#### [SUPPLIED DATA]
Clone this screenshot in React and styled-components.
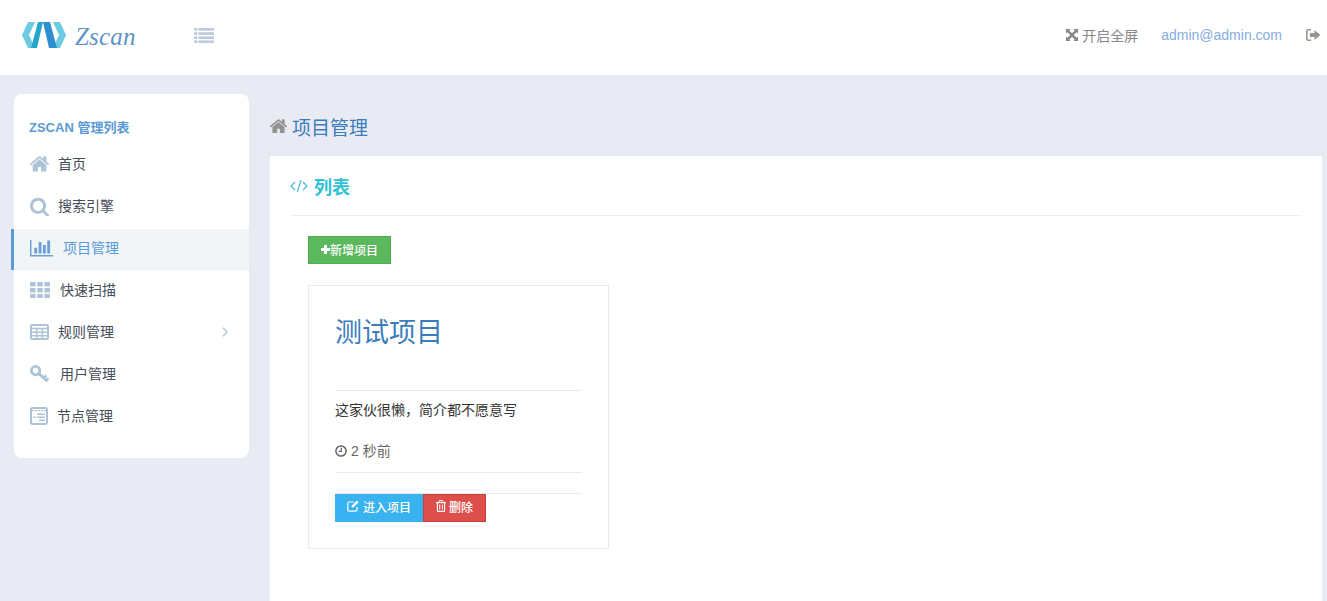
import React from 'react';
import styled, { createGlobalStyle } from 'styled-components';

const Global = createGlobalStyle`
  html, body { margin: 0; padding: 0; height: 100%; overflow: hidden; background: #e8ebf3; }
  body { font-family: "Liberation Sans", "Noto Sans CJK SC", sans-serif; font-size: 14px; color: #333; }
  * { box-sizing: border-box; }
`;

const Page = styled.div`height: 601px; overflow: hidden; display: flex; flex-direction: column;`;
const Header = styled.header`
  height: 75px; flex: none; background: #fff; display: flex; align-items: center; padding: 0 6px 5px 22px;
`;
const Brand = styled.div`display: flex; align-items: center; width: 172px;`;
const BrandName = styled.span`
  font: italic 25px "Liberation Serif", serif; color: #5f95c6; margin-left: 9px; letter-spacing: .2px; position: relative; top: 2px;
`;
const Toggle = styled.span`display: flex; color: #bccbdf;`;
const HeaderRight = styled.div`margin-left: auto; display: flex; align-items: center;`;
const FullScreen = styled.span`display: flex; align-items: center; gap: 4px; color: #888; margin-right: 23px;`;
const Email = styled.span`color: #84ade0; margin-right: 24px;`;
const Logout = styled.span`display: flex; color: #9a9490;`;

const Body = styled.div`flex: 1; display: flex; min-height: 0; padding: 0 5px 0 14px;`;
const Sidebar = styled.aside`
  width: 235px; height: 364px; flex: none; margin-top: 19px; background: #fff; border-radius: 8px; padding-top: 26px;
`;
const SideTitle = styled.div`
  font-size: 13px; font-weight: 700; line-height: 16px; color: #5b9bd5; padding-left: 15px; margin-bottom: 7px;
`;
const NavRow = styled.div`
  height: 42px; display: flex; align-items: center; padding: 0 21px 0 16px;
  color: #444d58;
  ${p => p.$active && `
    height: 41px; margin: 2px 0 -1px -3px; padding-bottom: 3px; color: #5b9bd5;
    background: #f1f5f8; border-left: 3px solid #5b9bd5;
  `}
`;
const NavIcon = styled.span`display: flex; width: ${p => p.$w}px; flex: none; color: ${p => (p.$active ? '#6c9fd6' : '#aec4d6')};`;
const NavLabel = styled.span`padding-bottom: 2px;`;
const Chevron = styled.span`margin-left: auto; display: flex; color: #aec4d6;`;

const Main = styled.main`flex: 1; margin-left: 21px; display: flex; flex-direction: column; min-width: 0;`;
const PageTitle = styled.div`
  height: 81px; flex: none; display: flex; align-items: center; gap: 5px; padding-top: 21px;
  font-size: 19px; color: #3b7dbb;
`;
const TitleIcon = styled.span`display: flex; color: #949494;`;
const Panel = styled.section`flex: 1; background: #fff; padding: 0 20px;`;
const PanelHead = styled.div`
  height: 60px; display: flex; align-items: center; gap: 6px; border-bottom: 1px solid #eceef1;
  font-size: 18px; font-weight: 700; color: #2fc2d6;
`;
const CodeIcon = styled.span`display: flex; color: #48b9dc;`;
const PanelBody = styled.div`padding: 20px 18px;`;
const Btn = styled.button`
  height: 28px; border: 1px solid ${p => p.$border}; background: ${p => p.$bg}; color: #fff;
  font: 500 12px "Liberation Sans", "Noto Sans CJK SC", sans-serif; padding: 0 0 ${p => p.$lift}px; width: ${p => p.$w}px;
  display: inline-flex; align-items: center; justify-content: center; gap: ${p => p.$gap}px;
`;
const Card = styled.article`
  width: 301px; height: 264px; margin-top: 21px; border: 1px solid #e7ebef; padding: 0 26px;
`;
const CardTitle = styled.h3`
  margin: 0; height: 105px; border-bottom: 1px solid #e7ebef; font-size: 27px; font-weight: 400; color: #3b7dbb;
  line-height: 39px; padding-top: 28px;
`;
const Desc = styled.p`margin: 0; height: 40px; line-height: 39px; color: #333;`;
const Time = styled.div`
  height: 42px; display: flex; align-items: center; gap: 4px; border-bottom: 1px solid #e7ebef; color: #666; font-size: 14px;
  padding-bottom: 2px;
`;
const TimeText = styled.span`padding-bottom: 2px;`;
const Actions = styled.div`margin-top: 20px; border-top: 1px solid #e7ebef; display: flex;`;

const Ico = ({ w, h, vb, d }) => (
  <svg width={w} height={h} viewBox={vb} fill="currentColor"><path d={d} /></svg>
);
const P = {
  home: 'M1472 992v480q0 26-19 45t-45 19h-384v-384h-256v384h-384q-26 0-45-19t-19-45v-480q0-1 .5-3t.5-3l575-474 575 474q1 2 1 6zm223-69l-62 74q-8 9-21 11h-3q-13 0-21-7l-692-577-692 577q-12 8-24 7-13-2-21-11l-62-74q-8-10-7-23.5t11-21.5l719-599q32-26 76-26t76 26l244 204v-195q0-14 9-23t23-9h192q14 0 23 9t9 23v408l219 182q10 8 11 21.5t-7 23.5z',
  search: 'M1216 832q0-185-131.5-316.5t-316.5-131.5-316.5 131.5-131.5 316.5 131.5 316.5 316.5 131.5 316.5-131.5 131.5-316.5zm512 832q0 52-38 90t-90 38q-54 0-90-38l-343-342q-179 124-399 124-143 0-273.5-55.5t-225-150-150-225-55.5-273.5 55.5-273.5 150-225 225-150 273.5-55.5 273.5 55.5 225 150 150 225 55.5 273.5q0 220-124 399l343 343q37 37 37 90z',
  bars: 'M640 896v512h-256v-512h256zm384-512v1024h-256v-1024h256zm1024 1152v128h-2048v-1536h128v1408h1920zm-640-896v768h-256v-768h256zm384-384v1152h-256v-1152h256z',
};
const HOME_VB = '97 236 1598 1300';

const Logo = () => (
  <svg width="44" height="26" viewBox="0 0 44 26">
    <polygon fill="#6ccbe3" points="0,13 6,0 13,0 7,13 13,26 6,26" />
    <polygon fill="#6ccbe3" points="44,13 38,0 31,0 37,13 31,26 38,26" />
    <polygon fill="#22a7cb" points="16,0 21,0 15,26 9,26" />
    <polygon fill="#2d8fd0" points="21,0 28,0 35,26 27,26" />
  </svg>
);
const ListIcon = () => (
  <svg width="20" height="15" viewBox="0 0 20 15" fill="currentColor">
    {[0, 4.2, 8.4, 12.4].map(y => (
      <g key={y}><rect x="0" y={y} width="3.4" height="2.7" /><rect x="4.4" y={y} width="15.6" height="2.7" /></g>
    ))}
  </svg>
);
const Grid = () => (
  <svg width="20" height="16" viewBox="0 0 20 16" fill="currentColor">
    {[0, 6, 12].map(y => [0, 7.2, 14.4].map(x => <rect key={x + '-' + y} x={x} y={y} width="5.6" height="4.4" rx=".6" />))}
  </svg>
);
const TableIcon = () => (
  <svg width="19" height="16" viewBox="0 0 19 16">
    <rect x="1" y="1" width="17" height="14" rx="1.2" fill="none" stroke="currentColor" strokeWidth="2" />
    <path d="M0 4.6h19M1 8.2h18M1 11.8h18M6.8 4v11M12.4 4v11" stroke="currentColor" strokeWidth="1.5" />
  </svg>
);
const KeyIcon = () => (
  <svg width="19" height="18" viewBox="0 0 19 18" fill="none" stroke="currentColor">
    <circle cx="5.6" cy="5.6" r="4.2" strokeWidth="2.8" />
    <path d="M8.6 8.6l9 7.6" strokeWidth="3" />
    <path d="M13.6 13l2.6-2.6M16.4 15.4l2-2" strokeWidth="2.2" />
  </svg>
);
const NewsIcon = () => (
  <svg width="18" height="18" viewBox="0 0 18 18" fill="none" stroke="currentColor">
    <rect x="1" y="1" width="16" height="16" rx="1.4" strokeWidth="2" />
    <path d="M2 3.6h14" strokeWidth="1.4" strokeDasharray="2 1" />
    <path d="M7 7.2h8M3.4 10.2h2.6M7 10.2h8M9 13.2h6" strokeWidth="1.4" />
  </svg>
);
const ExpandIcon = () => (
  <svg width="12" height="12" viewBox="0 0 12 12" fill="currentColor">
    <path d="M0 0h4.6L3.2 1.4 6 4.2 8.8 1.4 7.4 0H12v4.6L10.6 3.2 7.8 6l2.8 2.8L12 7.4V12H7.4l1.4-1.4L6 7.8 3.2 10.6 4.6 12H0V7.4l1.4 1.4L4.2 6 1.4 3.2 0 4.6z" />
  </svg>
);
const LogoutIcon = () => (
  <svg width="15" height="12" viewBox="0 0 15 12" fill="currentColor">
    <path d="M5 0v1.6H2.4q-.8 0-.8.8v7.2q0 .8.8.8H5V12H2.2Q0 12 0 9.8V2.2Q0 0 2.2 0z" />
    <path d="M8.5 1l6 5-6 5V8H4V4h4.5z" />
  </svg>
);
const Plus = () => (
  <svg width="9" height="9" viewBox="0 0 9 9" fill="currentColor"><path d="M3 0h3v3h3v3H6v3H3V6H0V3h3z" /></svg>
);
const Clock = () => (
  <svg width="12" height="12" viewBox="0 0 12 12" fill="none" stroke="currentColor" strokeWidth="1.5">
    <circle cx="6" cy="6" r="5.1" /><path d="M6.3 2.8v3.5H3.6" strokeWidth="1.3" />
  </svg>
);
const EditIcon = () => (
  <svg width="12" height="12" viewBox="0 0 12 12" fill="none" stroke="currentColor">
    <path d="M10 7v2.8q0 1.4-1.4 1.4H2.2Q.8 11.2.8 9.8V3.4Q.8 2 2.2 2H7" strokeWidth="1.2" />
    <path d="M4.6 7.6l.4-2 5-5 1.6 1.6-5 5z" fill="currentColor" stroke="none" />
  </svg>
);
const TrashIcon = () => (
  <svg width="10" height="12" viewBox="0 0 10 12" fill="none" stroke="currentColor">
    <path d="M0 2.6h10" strokeWidth="1.2" />
    <path d="M3 2.4V1.2q0-.6.6-.6h2.8q.6 0 .6.6v1.2" strokeWidth="1" />
    <path d="M1.4 3v7.4q0 1 1 1h5.2q1 0 1-1V3" strokeWidth="1.1" />
    <path d="M3.7 4.5v5M6.3 4.5v5" strokeWidth="1" />
  </svg>
);
const CodeGlyph = () => (
  <svg width="18" height="14" viewBox="0 0 18 14" fill="none" stroke="currentColor" strokeWidth="1.2">
    <path d="M5 3L1 7l4 4M13 3l4 4-4 4M11 1L7.4 13" />
  </svg>
);
const ChevronIcon = () => (
  <svg width="6" height="10" viewBox="0 0 6 10" fill="none" stroke="currentColor" strokeWidth="1.3"><path d="M1 .8L5 5 1 9.2" /></svg>
);

const nav = [
  { t: '首页', w: 28, i: <Ico w={19} h={15.5} vb={HOME_VB} d={P.home} /> },
  { t: '搜索引擎', w: 28, i: <Ico w={19} h={19} vb="64 64 1664 1664" d={P.search} /> },
  { t: '项目管理', w: 33, active: true, i: <Ico w={23} h={17} vb="0 256 2048 1408" d={P.bars} /> },
  { t: '快速扫描', w: 30, i: <Grid /> },
  { t: '规则管理', w: 28, i: <TableIcon />, more: true },
  { t: '用户管理', w: 30, i: <KeyIcon /> },
  { t: '节点管理', w: 27, i: <NewsIcon /> },
];

export default function App() {
  return (
    <Page>
      <Global />
      <Header>
        <Brand><Logo /><BrandName>Zscan</BrandName></Brand>
        <Toggle><ListIcon /></Toggle>
        <HeaderRight>
          <FullScreen><ExpandIcon />开启全屏</FullScreen>
          <Email>admin@admin.com</Email>
          <Logout><LogoutIcon /></Logout>
        </HeaderRight>
      </Header>
      <Body>
        <Sidebar>
          <SideTitle>ZSCAN 管理列表</SideTitle>
          {nav.map(n => (
            <NavRow key={n.t} $active={n.active}>
              <NavIcon $w={n.w} $active={n.active}>{n.i}</NavIcon>
              <NavLabel>{n.t}</NavLabel>
              {n.more && <Chevron><ChevronIcon /></Chevron>}
            </NavRow>
          ))}
        </Sidebar>
        <Main>
          <PageTitle><TitleIcon><Ico w={17} h={14} vb={HOME_VB} d={P.home} /></TitleIcon>项目管理</PageTitle>
          <Panel>
            <PanelHead><CodeIcon><CodeGlyph /></CodeIcon>列表</PanelHead>
            <PanelBody>
              <Btn $bg="#5cb85c" $border="#4cae4c" $w={83} $gap={0} $lift={2}><Plus />新增项目</Btn>
              <Card>
                <CardTitle>测试项目</CardTitle>
                <Desc>这家伙很懒，简介都不愿意写</Desc>
                <Time><Clock /><TimeText>2 秒前</TimeText></Time>
                <Actions>
                  <Btn $bg="#39b3f0" $border="#39b3f0" $w={88} $gap={4} $lift={4}><EditIcon />进入项目</Btn>
                  <Btn $bg="#dc4f4b" $border="#c9403c" $w={63} $gap={3} $lift={4}><TrashIcon />删除</Btn>
                </Actions>
              </Card>
            </PanelBody>
          </Panel>
        </Main>
      </Body>
    </Page>
  );
}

#### [PROBLEM TO SOLVE]
Identify each line of the material where the word "React" shows up, and copy it.

#### [TASK RESPONSE]
Clone this screenshot in React and styled-components.
import React from 'react';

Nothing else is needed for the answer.